As at nearly all Thai restaurants, there is a noodle section on the menu with popular items such as drunken noodles in a spicy sauce or pad see ew, wide noodles in brown gravy with broccoli, among the instantly recognizable dishes. Beyond these, Thai’d Up offers pho, or at least its take on the classic noodle soup from the neighboring nation of Vietnam. It’s served in a cute triangular bowl and made with chicken broth rather than beef, and lemongrass is a more prominent flavor in the soup than the usual star anise.

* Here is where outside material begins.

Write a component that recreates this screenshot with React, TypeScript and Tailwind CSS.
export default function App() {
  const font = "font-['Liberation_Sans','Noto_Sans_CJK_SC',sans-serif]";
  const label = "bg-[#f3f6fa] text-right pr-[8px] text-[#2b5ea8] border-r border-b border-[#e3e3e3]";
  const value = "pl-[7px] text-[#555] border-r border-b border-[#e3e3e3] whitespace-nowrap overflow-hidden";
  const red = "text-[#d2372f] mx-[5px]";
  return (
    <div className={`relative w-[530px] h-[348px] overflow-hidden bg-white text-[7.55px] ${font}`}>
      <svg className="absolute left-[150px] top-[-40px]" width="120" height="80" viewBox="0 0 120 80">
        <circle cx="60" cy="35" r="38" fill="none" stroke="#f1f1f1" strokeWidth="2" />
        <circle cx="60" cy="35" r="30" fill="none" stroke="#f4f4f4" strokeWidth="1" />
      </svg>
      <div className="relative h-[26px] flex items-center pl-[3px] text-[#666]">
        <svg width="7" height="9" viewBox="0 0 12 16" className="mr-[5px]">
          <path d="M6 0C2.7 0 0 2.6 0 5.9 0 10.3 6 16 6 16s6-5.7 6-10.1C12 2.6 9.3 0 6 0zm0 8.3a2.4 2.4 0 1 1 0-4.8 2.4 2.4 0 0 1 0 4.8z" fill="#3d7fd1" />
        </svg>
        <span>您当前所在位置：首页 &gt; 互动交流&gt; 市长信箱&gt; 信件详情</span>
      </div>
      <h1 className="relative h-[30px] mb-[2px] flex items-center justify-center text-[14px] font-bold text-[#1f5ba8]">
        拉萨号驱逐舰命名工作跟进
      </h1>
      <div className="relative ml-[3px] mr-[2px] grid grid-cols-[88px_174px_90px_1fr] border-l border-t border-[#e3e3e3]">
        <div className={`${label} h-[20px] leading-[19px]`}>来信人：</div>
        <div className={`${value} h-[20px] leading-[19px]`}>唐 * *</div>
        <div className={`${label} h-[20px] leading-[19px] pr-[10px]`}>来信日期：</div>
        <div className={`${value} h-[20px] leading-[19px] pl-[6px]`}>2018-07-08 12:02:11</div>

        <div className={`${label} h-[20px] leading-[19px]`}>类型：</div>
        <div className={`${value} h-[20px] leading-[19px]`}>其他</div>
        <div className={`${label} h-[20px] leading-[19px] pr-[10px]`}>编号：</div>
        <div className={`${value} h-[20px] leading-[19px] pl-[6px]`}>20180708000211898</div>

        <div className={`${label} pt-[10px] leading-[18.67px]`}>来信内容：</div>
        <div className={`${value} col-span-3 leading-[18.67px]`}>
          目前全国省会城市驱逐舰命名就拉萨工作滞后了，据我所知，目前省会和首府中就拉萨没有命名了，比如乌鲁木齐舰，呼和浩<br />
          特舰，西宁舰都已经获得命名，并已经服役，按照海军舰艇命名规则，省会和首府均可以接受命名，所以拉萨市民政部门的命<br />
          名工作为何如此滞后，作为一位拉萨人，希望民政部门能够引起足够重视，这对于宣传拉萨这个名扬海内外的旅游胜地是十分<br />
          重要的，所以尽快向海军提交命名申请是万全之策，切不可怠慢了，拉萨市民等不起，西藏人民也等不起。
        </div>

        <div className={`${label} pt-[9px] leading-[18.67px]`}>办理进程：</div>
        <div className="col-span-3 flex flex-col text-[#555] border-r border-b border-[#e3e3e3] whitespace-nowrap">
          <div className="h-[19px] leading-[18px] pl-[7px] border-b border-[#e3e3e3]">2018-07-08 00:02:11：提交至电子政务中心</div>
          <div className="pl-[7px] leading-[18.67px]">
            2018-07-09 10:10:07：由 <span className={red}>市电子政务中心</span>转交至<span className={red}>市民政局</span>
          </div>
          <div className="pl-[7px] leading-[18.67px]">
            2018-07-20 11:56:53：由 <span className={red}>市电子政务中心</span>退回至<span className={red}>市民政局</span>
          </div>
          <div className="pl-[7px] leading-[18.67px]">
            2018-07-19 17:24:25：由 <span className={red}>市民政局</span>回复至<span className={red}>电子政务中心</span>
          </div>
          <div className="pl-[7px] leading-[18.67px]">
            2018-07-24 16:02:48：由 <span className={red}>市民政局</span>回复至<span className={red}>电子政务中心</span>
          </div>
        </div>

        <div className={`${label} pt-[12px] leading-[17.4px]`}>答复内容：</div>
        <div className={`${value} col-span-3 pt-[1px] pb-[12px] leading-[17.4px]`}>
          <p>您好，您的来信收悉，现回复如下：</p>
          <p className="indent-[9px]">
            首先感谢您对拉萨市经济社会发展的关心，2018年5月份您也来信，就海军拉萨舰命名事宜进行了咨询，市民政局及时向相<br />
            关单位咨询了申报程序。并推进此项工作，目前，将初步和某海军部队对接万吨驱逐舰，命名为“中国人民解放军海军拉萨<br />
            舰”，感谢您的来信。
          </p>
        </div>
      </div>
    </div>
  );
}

|spicy green beans with mixed seafood|
Likewise, the traditional table salad of herbs, limes, sliced jalepenos, and other garnishes is not provided. Instead, the bean sprouts are already mixed in with the noodles. The net effect of all these details is that this soup does not qualify as authentic pho. Nevertheless, call it something else and it’s quite a pleasant Thai-influenced noodle soup. The light broth makes it a good match for tofu, shrimp, or chicken. Beef and pork would probably do better in a more traditional Vietnamese broth.

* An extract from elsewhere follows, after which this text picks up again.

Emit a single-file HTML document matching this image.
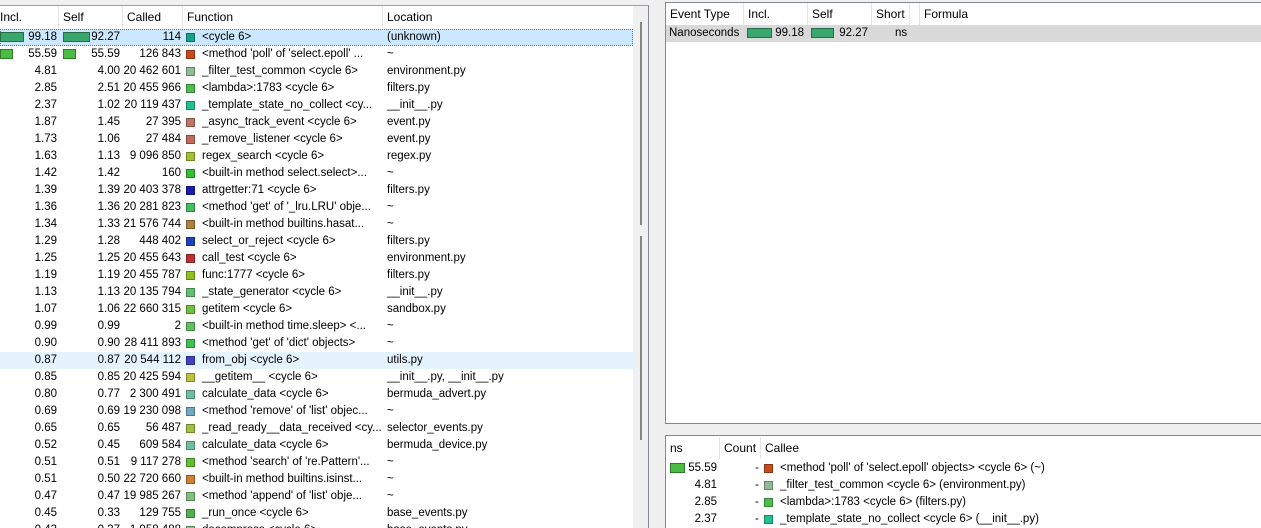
<!DOCTYPE html>
<html><head><meta charset="utf-8"><style>
*{margin:0;padding:0;box-sizing:border-box}
body{width:1261px;height:528px;overflow:hidden;background:#f0f0f0;font-family:"Liberation Sans",sans-serif;font-size:11.5px;color:#000;position:relative}
.abs{position:absolute}
#left{left:0;top:5px;width:649px;height:523px;background:#fff;border-top:1px solid #a0a0a0;border-right:1px solid #828790;overflow:hidden}
#sb{left:633px;top:6px;width:15px;height:522px;background:#f0f0f0}
.hdr{position:absolute;top:0;height:22px;line-height:22px;background:#fff;font-size:12px}
.hc{position:absolute;top:0;height:22px;padding-left:4px;border-right:1px solid #e5e5e5}
.row{position:absolute;left:0;width:633px;height:17px;line-height:17px;white-space:nowrap}
.row span{position:absolute;top:0}
.n{text-align:right}
.sq{width:9px;height:9px;top:4px!important;border:1px solid rgba(0,0,0,.3)}
.bar{height:10px;top:3px!important;border:1px solid rgba(0,0,0,.35)}
#rt{left:665px;top:2px;width:596px;height:422px;background:#fff;border:1px solid #828790;border-right:none}
#rb{left:665px;top:435px;width:596px;height:93px;background:#fff;border:1px solid #828790;border-right:none;border-bottom:none}
</style></head><body>
<div id="left" class="abs">
 <div class="hdr" style="left:0;width:633px">
  <div class="hc" style="left:0;width:59px;padding-left:0">Incl.</div>
  <div class="hc" style="left:59px;width:64px">Self</div>
  <div class="hc" style="left:123px;width:60px">Called</div>
  <div class="hc" style="left:183px;width:200px">Function</div>
  <div class="hc" style="left:383px;width:250px;border:none">Location</div>
 </div>
</div>
<div id="sb" class="abs">
 <div class="abs" style="left:7px;top:16px;width:2px;height:203px;background:#858585"></div>
 <div class="abs" style="left:7px;top:230px;width:2px;height:204px;background:#858585"></div>
</div>
<div id="rows" class="abs" style="left:0;top:7px;width:633px;height:521px;overflow:hidden"></div>

<div id="rt" class="abs">
 <div class="hdr" style="left:0;width:595px">
  <div class="hc" style="left:0;width:78px">Event Type</div>
  <div class="hc" style="left:78px;width:64px">Incl.</div>
  <div class="hc" style="left:142px;width:64px">Self</div>
  <div class="hc" style="left:206px;width:38px">Short</div>
  <div class="hc" style="left:244px;width:10px"></div>
  <div class="hc" style="left:254px;width:300px;border:none">Formula</div>
 </div>
 <div class="abs" style="left:0;top:22px;width:595px;height:17px;background:#d9d9d9;line-height:17px">
  <span class="abs" style="left:3px">Nanoseconds</span>
  <span class="abs bar" style="left:81px;width:25px;background:#3aa86e"></span>
  <span class="abs n" style="left:100px;width:38px">99.18</span>
  <span class="abs bar" style="left:145px;width:23px;background:#3aa86e"></span>
  <span class="abs n" style="left:160px;width:42px">92.27</span>
  <span class="abs" style="left:229px">ns</span>
 </div>
</div>
<div id="rb" class="abs">
 <div class="hdr" style="left:0;width:595px;top:1px">
  <div class="hc" style="left:0;width:54px">ns</div>
  <div class="hc" style="left:54px;width:41px">Count</div>
  <div class="hc" style="left:95px;width:400px;border:none">Callee</div>
 </div>
 <div id="cal"></div>
</div>
<script>
var R=[
["99.18","92.27","114","#17a08c","&lt;cycle 6&gt;","(unknown)",24,27,"#3aa86e"],
["55.59","55.59","126 843","#c84a1c","&lt;method 'poll' of 'select.epoll' ...","~",13,13,"#4cbc44"],
["4.81","4.00","20 462 601","#90bc90","_filter_test_common &lt;cycle 6&gt;","environment.py"],
["2.85","2.51","20 455 966","#4cbc4c","&lt;lambda&gt;:1783 &lt;cycle 6&gt;","filters.py"],
["2.37","1.02","20 119 437","#20c090","_template_state_no_collect &lt;cy...","__init__.py"],
["1.87","1.45","27 395","#c07464","_async_track_event &lt;cycle 6&gt;","event.py"],
["1.73","1.06","27 484","#c06a5a","_remove_listener &lt;cycle 6&gt;","event.py"],
["1.63","1.13","9 096 850","#a0c030","regex_search &lt;cycle 6&gt;","regex.py"],
["1.42","1.42","160","#30c030","&lt;built-in method select.select&gt;...","~"],
["1.39","1.39","20 403 378","#1a1ab0","attrgetter:71 &lt;cycle 6&gt;","filters.py"],
["1.36","1.36","20 281 823","#40c060","&lt;method 'get' of '_lru.LRU' obje...","~"],
["1.34","1.33","21 576 744","#b08040","&lt;built-in method builtins.hasat...","~"],
["1.29","1.28","448 402","#2040c0","select_or_reject &lt;cycle 6&gt;","filters.py"],
["1.25","1.25","20 455 643","#c03030","call_test &lt;cycle 6&gt;","environment.py"],
["1.19","1.19","20 455 787","#90c020","func:1777 &lt;cycle 6&gt;","filters.py"],
["1.13","1.13","20 135 794","#60c070","_state_generator &lt;cycle 6&gt;","__init__.py"],
["1.07","1.06","22 660 315","#70c040","getitem &lt;cycle 6&gt;","sandbox.py"],
["0.99","0.99","2","#60c060","&lt;built-in method time.sleep&gt; &lt;...","~"],
["0.90","0.90","28 411 893","#40c050","&lt;method 'get' of 'dict' objects&gt;","~"],
["0.87","0.87","20 544 112","#4040c0","from_obj &lt;cycle 6&gt;","utils.py"],
["0.85","0.85","20 425 594","#c0c040","__getitem__ &lt;cycle 6&gt;","__init__.py, __init__.py"],
["0.80","0.77","2 300 491","#70c0a0","calculate_data &lt;cycle 6&gt;","bermuda_advert.py"],
["0.69","0.69","19 230 098","#70a8c0","&lt;method 'remove' of 'list' objec...","~"],
["0.65","0.65","56 487","#a0c040","_read_ready__data_received &lt;cy...","selector_events.py"],
["0.52","0.45","609 584","#70c0a0","calculate_data &lt;cycle 6&gt;","bermuda_device.py"],
["0.51","0.51","9 117 278","#60c030","&lt;method 'search' of 're.Pattern'...","~"],
["0.51","0.50","22 720 660","#d08030","&lt;built-in method builtins.isinst...","~"],
["0.47","0.47","19 985 267","#80c080","&lt;method 'append' of 'list' obje...","~"],
["0.45","0.33","129 755","#50b050","_run_once &lt;cycle 6&gt;","base_events.py"],
["0.43","0.37","1 958 488","#80c080","decompress &lt;cycle 6&gt;","base_events.py"]];
var h="";
R.forEach(function(r,i){
 var bg=i==0?"background:#cce8ff;outline:1px dotted #3c7fb1;outline-offset:-1px;":(i==19?"background:#e5f3ff;":"");
 h+='<div class="row" style="top:'+(22+17*i)+'px;'+bg+'">';
 if(r[6])h+='<span class="bar" style="left:0;width:'+r[6]+'px;background:'+r[8]+'"></span><span class="bar" style="left:63px;width:'+r[7]+'px;background:'+r[8]+'"></span>';
 h+='<span class="n" style="left:0;width:57px">'+r[0]+'</span><span class="n" style="left:59px;width:61px">'+r[1]+'</span><span class="n" style="left:123px;width:58px">'+r[2]+'</span><span class="sq" style="left:186px;background:'+r[3]+'"></span><span style="left:202px">'+r[4]+'</span><span style="left:387px">'+r[5]+'</span></div>';
});
document.getElementById('rows').innerHTML=h;
var C=[["55.59","#c84a1c","&lt;method 'poll' of 'select.epoll' objects&gt; &lt;cycle 6&gt; (~)",1],
["4.81","#90bc90","_filter_test_common &lt;cycle 6&gt; (environment.py)"],
["2.85","#4cbc4c","&lt;lambda&gt;:1783 &lt;cycle 6&gt; (filters.py)"],
["2.37","#20c090","_template_state_no_collect &lt;cycle 6&gt; (__init__.py)"]];
h="";
C.forEach(function(r,i){
 h+='<div class="row" style="top:'+(24+17*i)+'px;width:595px">';
 if(r[3])h+='<span class="bar" style="left:4px;width:15px;background:#4cbc44"></span>';
 h+='<span class="n" style="left:0;width:51px">'+r[0]+'</span><span style="left:89px">-</span><span class="sq" style="left:98px;background:'+r[1]+'"></span><span style="left:114px">'+r[2]+'</span></div>';
});
document.getElementById('cal').innerHTML=h;
</script>
</body></html>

The dessert menu is unsurprising but good. Both coconut and green tea ice cream are made on site with impressive results; the play-it-safe option of French vanilla comes from an outside source. The sticky rice can be paired with fresh mango when that fruit is in season or a custard dappled with flecks of tropical fruit. The liquor selection is limited to beer and wine, and iced and hot teas are the only non-alcoholic alternatives to the soda fountain. Unlike some of the other Thai restaurants nearby, there are no fresh lemonade or limeade drinks here.
|pad thai with shrimp|
With its Vietnamese and Chinese influences, openly acknowledged in the restaurant’s marketing, Thai’d Up isn’t pretending to reach new levels of Thai authenticity. With two other Thai restaurants within easy walking distance, it isn’t filling a vacant niche Downtown. Nevertheless, a healthy urban core can and should support multiple Thai restaurants in close proximity. Thai’d Up’s name and food will please some more than others. That’s fine. Choices are good, and it’s best not to be “Thai’d down” to just one restaurant.